Thursday, December 1, 2011

SHREE RENUKA SUGARS: Bad Weather, Weak Re Add to Woes of Company

Shree Renuka Sugars has fallen to one-third of its value from a year ago after its dismal September 2011 quarter results.
The company appears to battling bad weather, adverse government decisions, a weakening rupee, faltering economic growth and an over leveraged balance sheet. While sorting out these issues will take time, the company is now taking steps to reduce its debt pile. But it will take a while before the stock can regain lost ground.

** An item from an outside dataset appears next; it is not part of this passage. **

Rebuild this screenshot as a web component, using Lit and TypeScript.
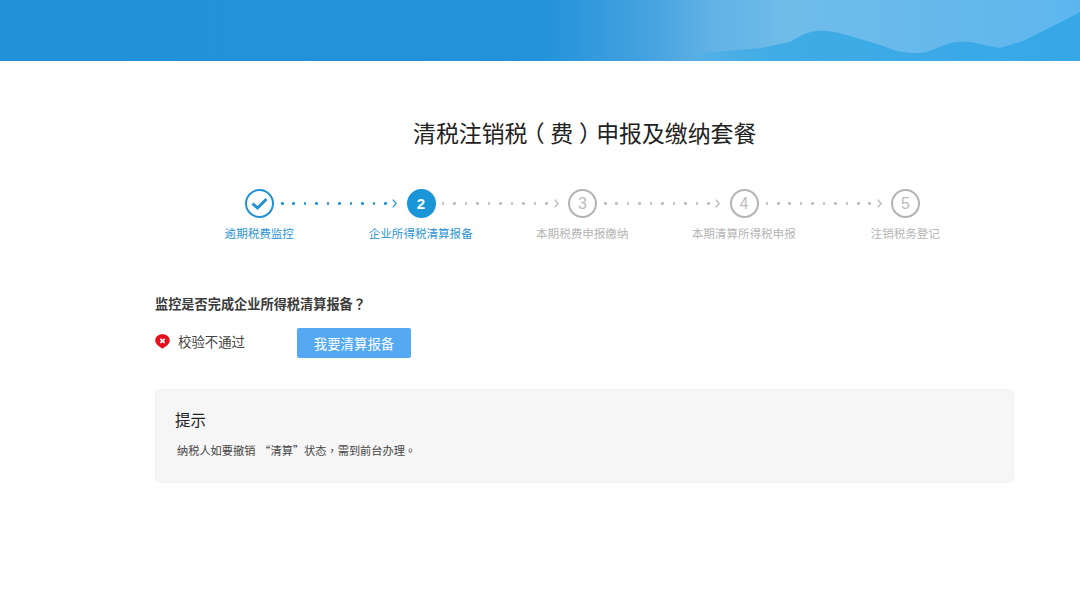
import { LitElement, html, css, svg } from "lit";
import { customElement } from "lit/decorators.js";

const steps = [
  { n: "1", label: "逾期税费监控", state: "done" },
  { n: "2", label: "企业所得税清算报备", state: "active" },
  { n: "3", label: "本期税费申报缴纳", state: "todo" },
  { n: "4", label: "本期清算所得税申报", state: "todo" },
  { n: "5", label: "注销税务登记", state: "todo" },
];

const banner = svg`
  <defs>
    <linearGradient id="sky" x1="0" y1="0" x2="1" y2="0">
      <stop offset="0" stop-color="#2291d9" />
      <stop offset="0.5" stop-color="#2292da" />
      <stop offset="0.6" stop-color="#45a2e0" />
      <stop offset="0.66" stop-color="#62b2e5" />
      <stop offset="0.73" stop-color="#70bce9" />
      <stop offset="1" stop-color="#5cb6ee" />
    </linearGradient>
    <linearGradient id="hill" x1="0" y1="0" x2="1" y2="0">
      <stop offset="0" stop-color="#55b0e6" />
      <stop offset="0.2" stop-color="#40ace6" />
      <stop offset="1" stop-color="#36a7e7" />
    </linearGradient>
  </defs>
  <rect width="1080" height="61" fill="url(#sky)" />
  <path
    d="M695 61 L702 53 L761 48 L790 42 C800 36 808 31 818 31 C832 30 845 35 857 38 L885 46.5 C893 51 905 53 918 53 C930 54 945 42 957 42 C966 41 975 42 984 45 L999 48 L1023 41 L1057 24 L1080 12 V61 Z"
    fill="url(#hill)"
  />
`;

@customElement("app-root")
export class AppRoot extends LitElement {
  static styles = css`
    :host {
      display: block;
      width: 1080px;
      height: 590px;
      overflow: hidden;
      background: #fff;
      color: #333;
      font-family: "Microsoft YaHei", "Noto Sans CJK SC", "Liberation Sans", sans-serif;
    }
    .p {
      font-family: "Noto Sans CJK TC", sans-serif;
    }
    .paren {
      font-feature-settings: "halt";
      padding: 0 0.25em;
    }
    .q {
      padding-left: 4px;
    }
    .banner {
      display: block;
      width: 1080px;
      height: 61px;
    }
    .title {
      margin: 0;
      padding: 54px 0 0 413px;
      font-size: 22.9px;
      line-height: 34px;
      font-weight: 400;
      color: #222;
      white-space: nowrap;
    }
    .track {
      display: flex;
      align-items: center;
      margin: 40px 0 0 245px;
      width: 675px;
    }
    .circle {
      flex: none;
      box-sizing: border-box;
      width: 29px;
      height: 29px;
      border-radius: 50%;
      display: flex;
      align-items: center;
      justify-content: center;
      font-size: 16px;
      border: 2px solid #b4b4b4;
      color: #bcbcbc;
      font-family: "Liberation Sans", sans-serif;
    }
    .circle.active {
      background: #1a96d8;
      border-color: #1a96d8;
      color: #fff;
      font-size: 15px;
      font-weight: 700;
    }
    .circle.done {
      border-color: #2191d4;
    }
    .circle svg {
      display: block;
    }
    .link {
      flex: none;
      box-sizing: border-box;
      width: 132.5px;
      display: flex;
      align-items: center;
      justify-content: space-between;
      padding: 0 9px 0 7px;
    }
    .active + .link {
      padding-left: 6px;
    }
    .dot {
      width: 2.6px;
      height: 2.6px;
      border-radius: 50%;
      background: #bdbdbd;
    }
    .link.on .dot {
      background: #1a96d8;
    }
    .chev {
      display: block;
      margin-left: -3px;
      stroke: #b4b4b4;
    }
    .link.on .chev {
      stroke: #1a96d8;
    }
    .labels {
      display: grid;
      grid-template-columns: repeat(5, 161.5px);
      margin: 6px 0 0 178.5px;
      font-size: 11.55px;
      line-height: 18px;
      color: #b4b4b4;
      text-align: center;
      white-space: nowrap;
    }
    .labels .on {
      color: #2a93d6;
    }
    .body {
      padding: 52px 66px 0 155px;
    }
    .question {
      margin: 0;
      font-size: 13.2px;
      line-height: 20px;
      font-weight: 700;
      color: #3a3a3a;
      white-space: nowrap;
    }
    .result {
      display: flex;
      align-items: center;
      margin-top: 14px;
      height: 30px;
      font-size: 13.4px;
      color: #444;
    }
    .result svg {
      flex: none;
      display: block;
      margin: -3px 8px 0 0;
    }
    .result .text {
      width: 119px;
      margin-top: -4px;
    }
    .btn {
      width: 114px;
      height: 30px;
      border: 0;
      padding: 0;
      border-radius: 2px;
      background: #55a9f2;
      color: #fff;
      font: inherit;
    }
    .tip {
      box-sizing: border-box;
      margin-top: 31px;
      height: 94px;
      padding: 18px 19px;
      background: #f6f6f6;
      border: 1px solid #efefef;
      border-radius: 6px;
    }
    .tip h2 {
      margin: 0;
      font-size: 15.5px;
      line-height: 22px;
      font-weight: 400;
      color: #222;
    }
    .tip p {
      margin: 11px 0 0 2px;
      font-size: 11.2px;
      line-height: 18px;
      color: #444;
      white-space: nowrap;
    }
  `;

  private circle(s: { n: string; state: string }) {
    if (s.state === "done") {
      return html`<div class="circle done">
        <svg width="19" height="15" viewBox="0 0 19 15" fill="none">
          <path d="M2.5 7.5 L7.5 12 L16.5 3" stroke="#2191d4" stroke-width="3" />
        </svg>
      </div>`;
    }
    return html`<div class="circle ${s.state}">${s.n}</div>`;
  }

  private link(on: boolean) {
    return html`<div class="link ${on ? "on" : ""}">
      ${Array.from({ length: 10 }, () => html`<span class="dot"></span>`)}
      <svg class="chev" width="5" height="9" viewBox="0 0 5 9" fill="none">
        <path d="M0.7 0.7 L4.2 4.5 L0.7 8.3" stroke-width="1.2" />
      </svg>
    </div>`;
  }

  render() {
    return html`
      <svg class="banner" viewBox="0 0 1080 61" preserveAspectRatio="none">${banner}</svg>
      <h1 class="title">清税注销税<span class="paren">（</span>费<span class="paren">）</span>申报及缴纳套餐</h1>
      <div class="track">
        ${steps.map(
          (s, i) => html`${this.circle(s)}${i < steps.length - 1 ? this.link(i === 0) : ""}`
        )}
      </div>
      <div class="labels">
        ${steps.map(
          (s) => html`<div class=${s.state === "todo" ? "" : "on"}>${s.label}</div>`
        )}
      </div>
      <div class="body">
        <p class="question">监控是否完成企业所得税清算报备<span class="p">？</span></p>
        <div class="result">
          <svg width="15" height="15" viewBox="0 0 14 15" preserveAspectRatio="none">
            <path
              d="M7 0.3 C10.8 0.3 13.8 3 13.8 6.6 C13.8 10.2 10 12.6 7 14.8 C4 12.6 0.2 10.2 0.2 6.6 C0.2 3 3.2 0.3 7 0.3 Z"
              fill="#e60f1b"
            />
            <path d="M5 4.9 L9 8.9 M9 4.9 L5 8.9" stroke="#fff" stroke-width="1.5" />
          </svg>
          <span class="text">校验不通过</span>
          <button class="btn">我要清算报备</button>
        </div>
        <div class="tip">
          <h2>提示</h2>
          <p>纳税人如要撤销<span class="q">“</span>清算”状态<span class="p">，</span>需到前台办理<span class="p">。</span></p>
        </div>
      </div>
    `;
  }
}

The September 2011 quarter saw the company post its first-ever loss since its listing. The loss, at . 615.9 crore at the consolidated level, equalled profits for nearly six preceding quarters, leading to the company losing almost 40% of its market capitalisation in a few days.
The main blow came from the appreciation of US dollar leading to a forex loss of . 570 crore. This was mainly in its Brazilian subsidiaries, which have a debt of $485 million, apart from trade advances of $117 million.
Even excluding these forex losses, the company had a consolidated loss of . 46.1 crore, mainly due to operational problems. Its subsidiary in Brazil, Renuka Do Brasil, were hit because of exceptionally dry weather and two instances of frost in the state of Sao Paulo which resulted in a heavy drop in sugarcane yields. Lower production of sugarcane raised the cost 
of raw materials and also led to under-utilisation of plant.
After its two acquisitions in Brazil last year, the company’s balance sheet health has deteriorated. Its debt-to-equity ratio rose from 2.8 last September to 4.1 at the end of September 2011. Interest cost, too, jumped nearly three-fold in the last 12 months adding to investor concerns.
In the near term, there may not be a major improvement. In India, higher sugarcane prices are going to add to costs. The government’s decision to allow one million tonne of exports boosted local sugar prices. However, that will be shortlived considering that this move weakened global prices. Similarly, domestic crushing will soon start in full swing which will increase supply.
Brazil too will take two seasons to reach full utilisation levels. It is, however, taking steps to sell a part of its co-generation assets in Brazil to prune its debt. While it attempts to further clean up its books, the company will have to wait for overall market conditions to improve.